My book buying has been a bit slow since the last On Today’s Bookshelf. I’ve been trying to get through my to-be-read (TBR) pile, especially my ebook TBR pile, which is much too large, nearly 250 ebooks. But that hasn’t wholly stopped me from buying new books to read — someday (it’s an addiction).
New hardcovers, including those on order, include:
- Holocaust: The Nazi Persecution and Murder of the Jews by Peter Longerich
- Washington: A Life by Ron Chernow
- Decision Points by George W. Bush
- Above His Proper Station by Lawrence Watt-Evans
- Empress of Eternity by L.E. Modesitt, Jr.

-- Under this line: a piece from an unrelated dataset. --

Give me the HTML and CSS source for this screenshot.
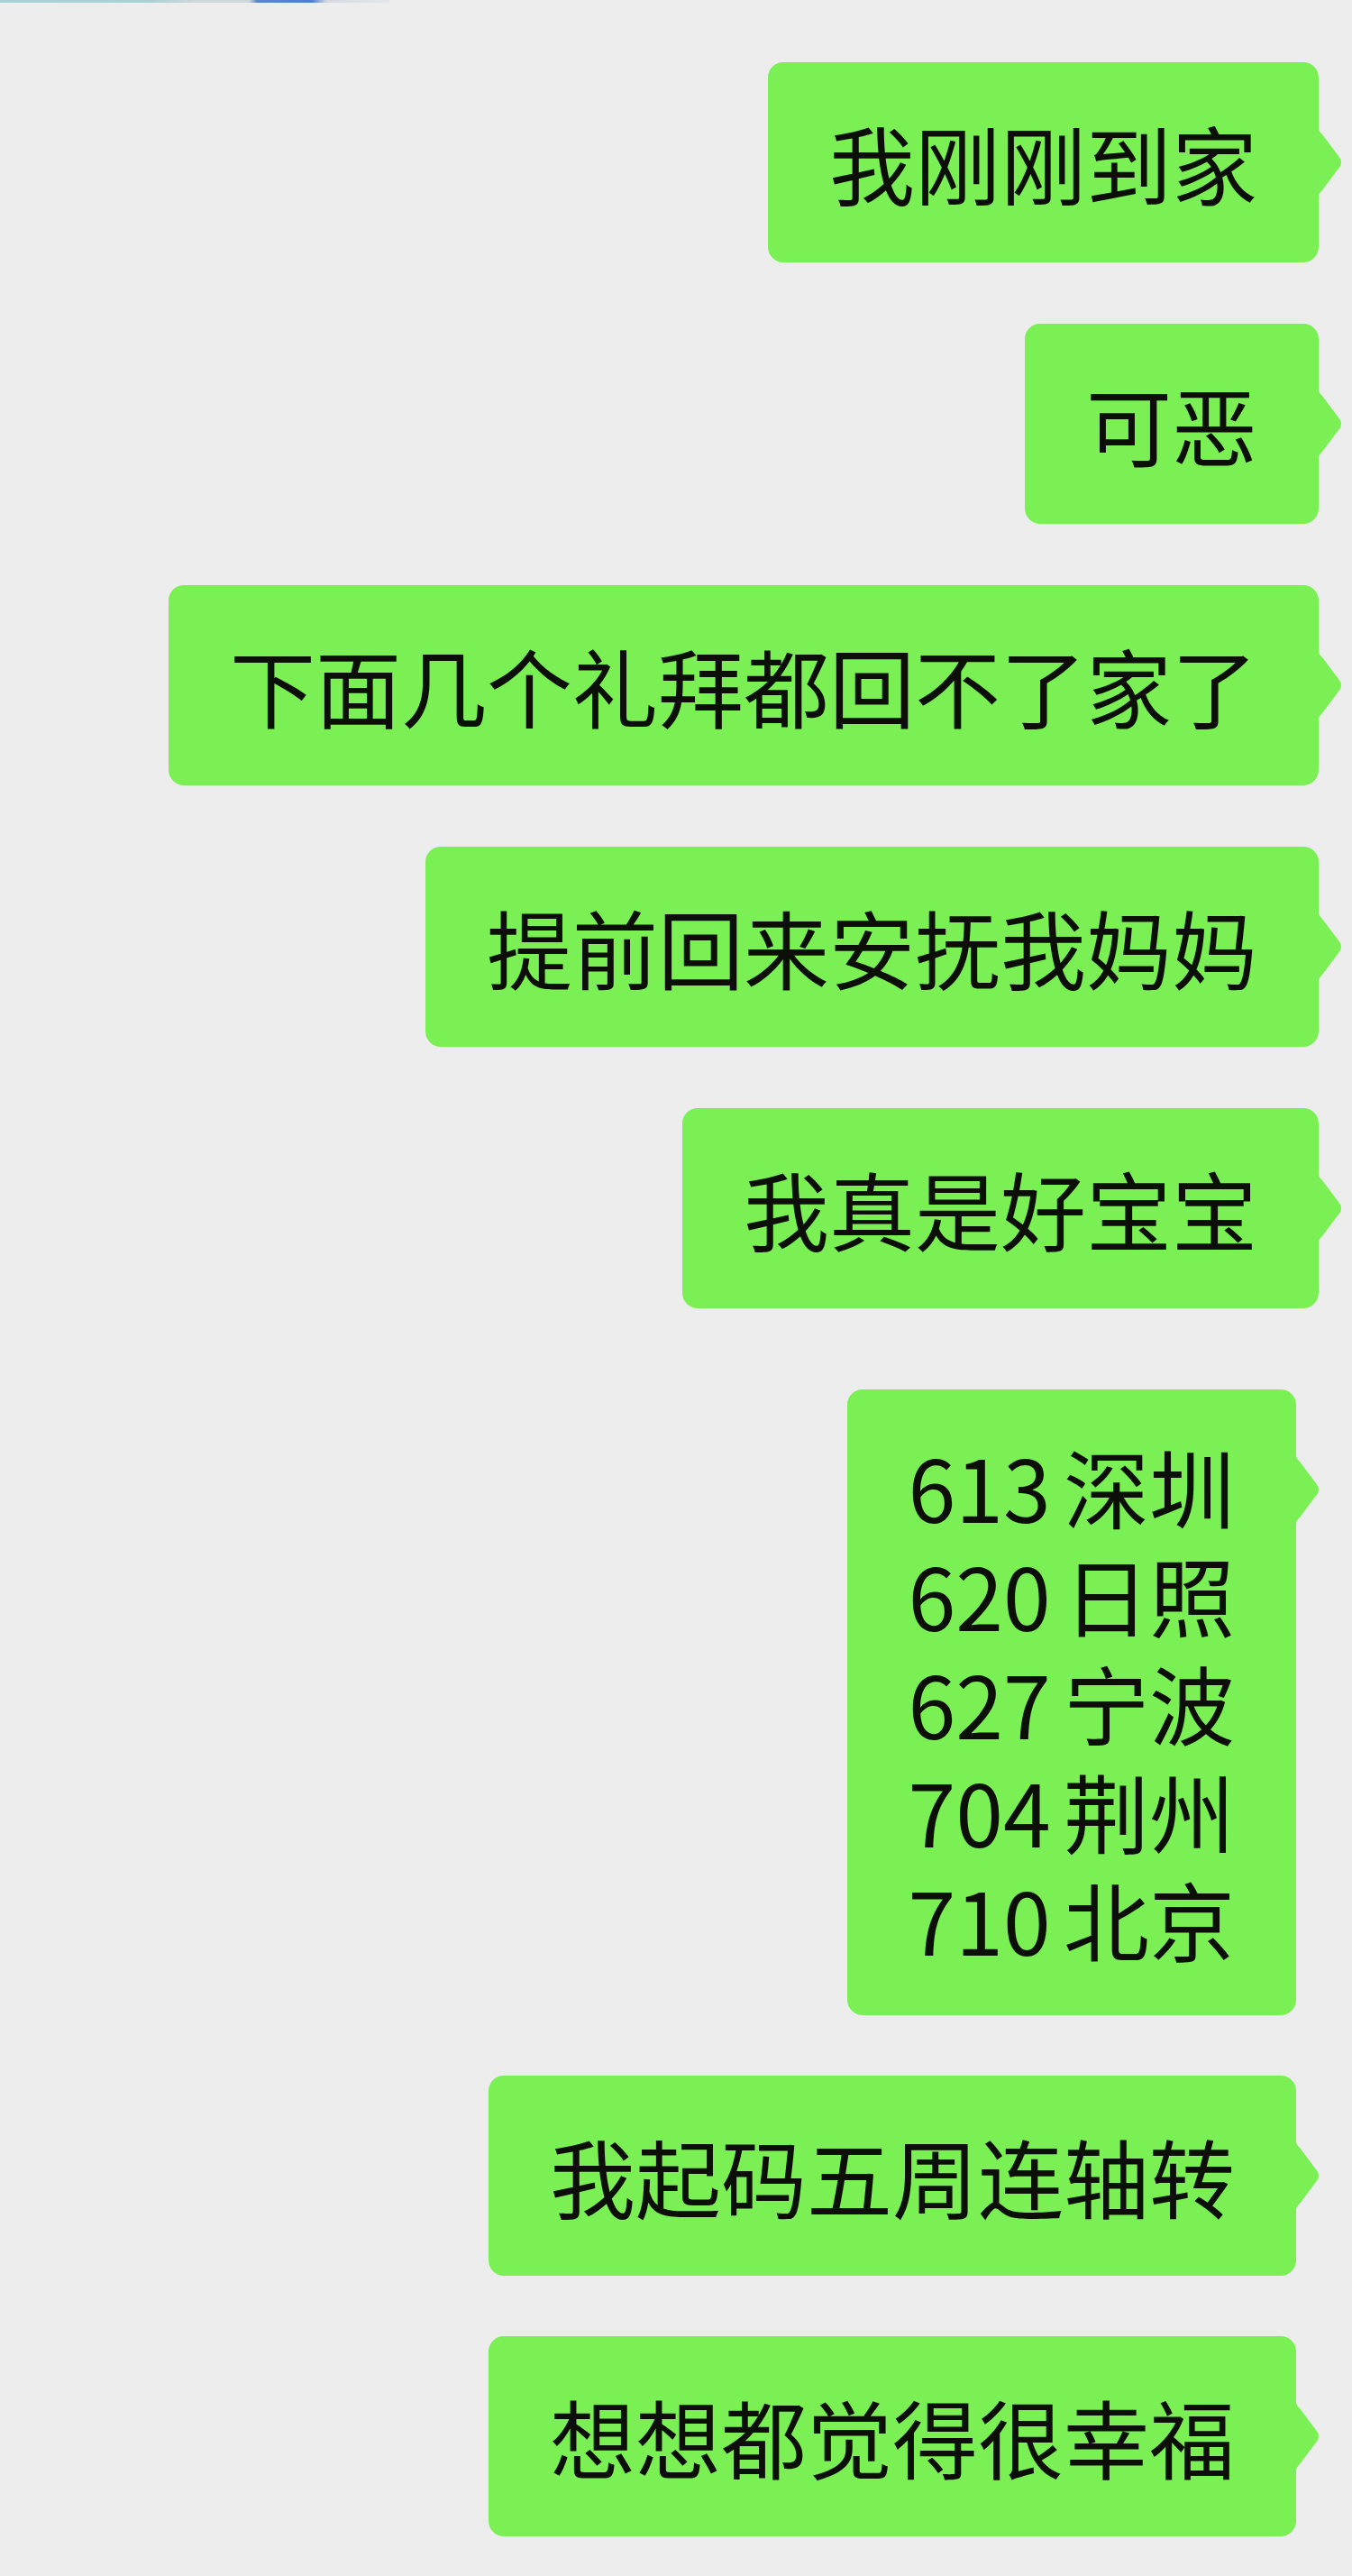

- EPUB: Straight to the Point by Elizabeth Castro
- Bloodlands: Europe between Hitler and Stalin by Timothy Snyder
New ebooks include:
- The 7th Victim by Alan Jacobson
- The Novice and The High Lord (2 books) by Trudi Canavan
- The Hunger Games by Suzanne Collins
- The Crown Conspiracy by Michael Sullivan
- Tales from the Green Book One: The Magic Flute and Book Two: The Wizard’s Tome by S.D. Best
- The Kinshield Legacy by K.C. May
- Sleight Malice by Vicki Tyley
- The Sword and the Dragon by M.R. Mathias
- Call of the Herald, Inherited Danger, and Dragon Ore (trilogy) by Brian Rathbone
- The Millenium Trilogy by Stieg Larsson
Last week I finished Brian Rathbones’s trilogy, Call of the Herald, Inherited Danger, and Dragon Ore. With the first book being free and the second and third being 99¢ each (available at Smashwords), it is hard to complain about the books. In fact, there isn’t much to complain about as regards these books. The biggest problem is that the characters are single dimension. Unlike what I believe to be the gold standard for self-published novels, the Promises to Keep quartet (see, e.g., On Books: Promises to Keep are Promises Kept), where the characters are such that they drew me into their lives, Rathbone’s characters have some interesting characteristics, but don’t rise to the level of my much caring about them one way or another.

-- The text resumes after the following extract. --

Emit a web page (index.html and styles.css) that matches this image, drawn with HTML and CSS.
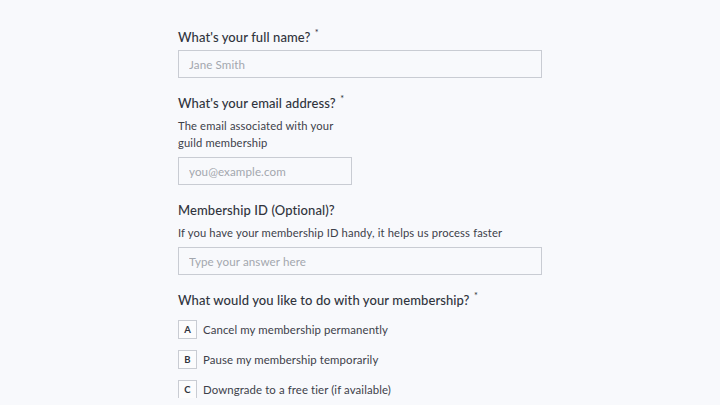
FILE: index.html
```html
<!DOCTYPE html>
<html lang="en">
<head>
    <meta charset="UTF-8">
    <title>Membership request</title>
    <link rel="stylesheet" href="styles.css">
</head>
<body>
    <div class="form">
        <!-- Имя -->
        <div class="field">
            <h3 class="label">What's your full name? <span class="req">*</span></h3>
            <input class="text-input" type="text" placeholder="Jane Smith">
        </div>

        <!-- Почта -->
        <div class="field">
            <h3 class="label">What's your email address? <span class="req">*</span></h3>
            <p class="hint narrow">The email associated with your guild membership</p>
            <input class="text-input short" type="email" placeholder="you@example.com">
        </div>

        <!-- ID -->
        <div class="field">
            <h3 class="label">Membership ID (Optional)?</h3>
            <p class="hint">If you have your membership ID handy, it helps us process faster</p>
            <input class="text-input" type="text" placeholder="Type your answer here">
        </div>

        <!-- Варианты -->
        <div class="field">
            <h3 class="label">What would you like to do with your membership? <span class="req">*</span></h3>
            <div class="choices">
                <div class="choice"><span class="key">A</span>Cancel my membership permanently</div>
                <div class="choice"><span class="key">B</span>Pause my membership temporarily</div>
                <div class="choice"><span class="key">C</span>Downgrade to a free tier (if available)</div>
            </div>
        </div>
    </div>
</body>
</html>
```

FILE: styles.css
```css
* {
    box-sizing: border-box;
}

body {
    margin: 0;
    background: #f8f9fc;
    font-family: "Lato", sans-serif;
    color: #30343d;
}

.form {
    width: 364px;
    margin: 0 auto;
    padding-top: 28px;
    display: flex;
    flex-direction: column;
    gap: 16px;
}

.field {
    display: flex;
    flex-direction: column;
}

.label {
    margin: 0 0 4px;
    font-size: 13px;
    font-weight: 500;
    line-height: 18px;
    letter-spacing: 0.1px;
}

.label:last-child,
.field:last-child .label {
    margin-bottom: 5px;
}

.req {
    margin-left: 1px;
    font-size: 9px;
    line-height: 0;
    vertical-align: 6px;
}

.hint {
    margin: 1px 0 6px;
    font-size: 11.2px;
    line-height: 17px;
    color: #3d414a;
    letter-spacing: 0.15px;
}

.hint.narrow {
    width: 160px;
}

.text-input {
    width: 100%;
    height: 28px;
    padding: 0 10px;
    border: 1px solid #c9ccd3;
    background: #f8f9fc;
    font-family: inherit;
    font-size: 11.6px;
    letter-spacing: 0.1px;
    color: #30343d;
    outline: none;
}

.text-input::placeholder {
    color: #a3a7ae;
}

.text-input.short {
    width: 174px;
}

.choices {
    margin-top: 6px;
    display: flex;
    flex-direction: column;
    gap: 12px;
}

.choice {
    display: flex;
    align-items: center;
    gap: 6px;
    height: 18px;
    font-size: 11.4px;
    color: #3d414a;
    letter-spacing: 0.1px;
}

.key {
    width: 19px;
    height: 19px;
    display: flex;
    align-items: center;
    justify-content: center;
    border: 1px solid #c9ccd3;
    background: #fcfcfd;
    font-size: 9.5px;
    font-weight: 700;
    color: #30343d;
}
```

On the other hand, the characterizations are not so terrible that I wouldn’t recommend the books, especially at the price (truthfully, however, if the books were $2.99 each, I wouldn’t recommend them at all). Out of 5 stars, I would give the trilogy 3.5 stars; but I have to reiterate that a significant factor in that rating is the pricing of the books — should the pricing go up, the rating would go down.
The story is interesting, albeit not compelling, and devoid of many of the spelling and grammar mistakes that are much too often seen in self-published novels. It is not to say there are no errors, just that the errors are few and are not distracting; they didn’t make me pause to decipher what the author intended. For a quick read at a very reasonable price, you can’t go too far wrong with this trilogy.
In a previous On Today’s Bookshelf (IV), I listed Dreyfus: Politics, Emotion, and the Scandal of the Century by Ruth Harris as a recent hardcover acquisition. I finally started reading it, and even though I am not yet finished with the book — I’m about two-thirds done — I can recommend it to anyone interested in the Dreyfus Affair or its surrounding events.
Dreyfus is well written and a fascinating read. Unlike many of the books I have read on the topic, Dreyfus delves into the emotional and cultural aspects of the affair. For example, Harris notes that many of the key characters were all Alsatians, and thus bonded by the same “tragedy,” which was Germany’s taking over of Alsace after the Franco-Prussian War in 1871. Each of these Alsatians, including Dreyfus, left their homeland and chose to become French citizens and joined the French military in hopes of someday regaining Alsace for France.
Harris explores what is really a fascinating question about the Dreyfus Affair: Why did so many of the foremost writers and philosophers and current and future French leaders become so involved in what appeared on the surface to be a proper carriage of justice applied to a junior military officer? The Dreyfus Affair occupied these people and the news for nearly a decade, yet Dreyfus was an insignificant person in the military scheme of things and an officer who was not all that well liked by his colleagues.
Harris also explores why so many of the anti-Dreyfusards continued to persist in their efforts to have the Dreyfus decision upheld even after it was exposed that the evidence was faked.
The Dreyfus Affair caused families to split — some members becoming Dreyfusards and some becoming anti-Dreyfusards — in bitterness, brought what had been a declining overt antisemitism back in full force, and nearly triggered a coup d’etat in the young French Republic. It was a story that was followed by the European and American press.
I think that if were to recommend just one book about the Dreyfus Affair, this would be that book. Harris does explore the Affair itself, as well as all the machinations that went on the periphery. What at first seemed to be an internal military affair, soon became the cause of the era. I find that it still captivates today and still has lessons to be learned by the world today.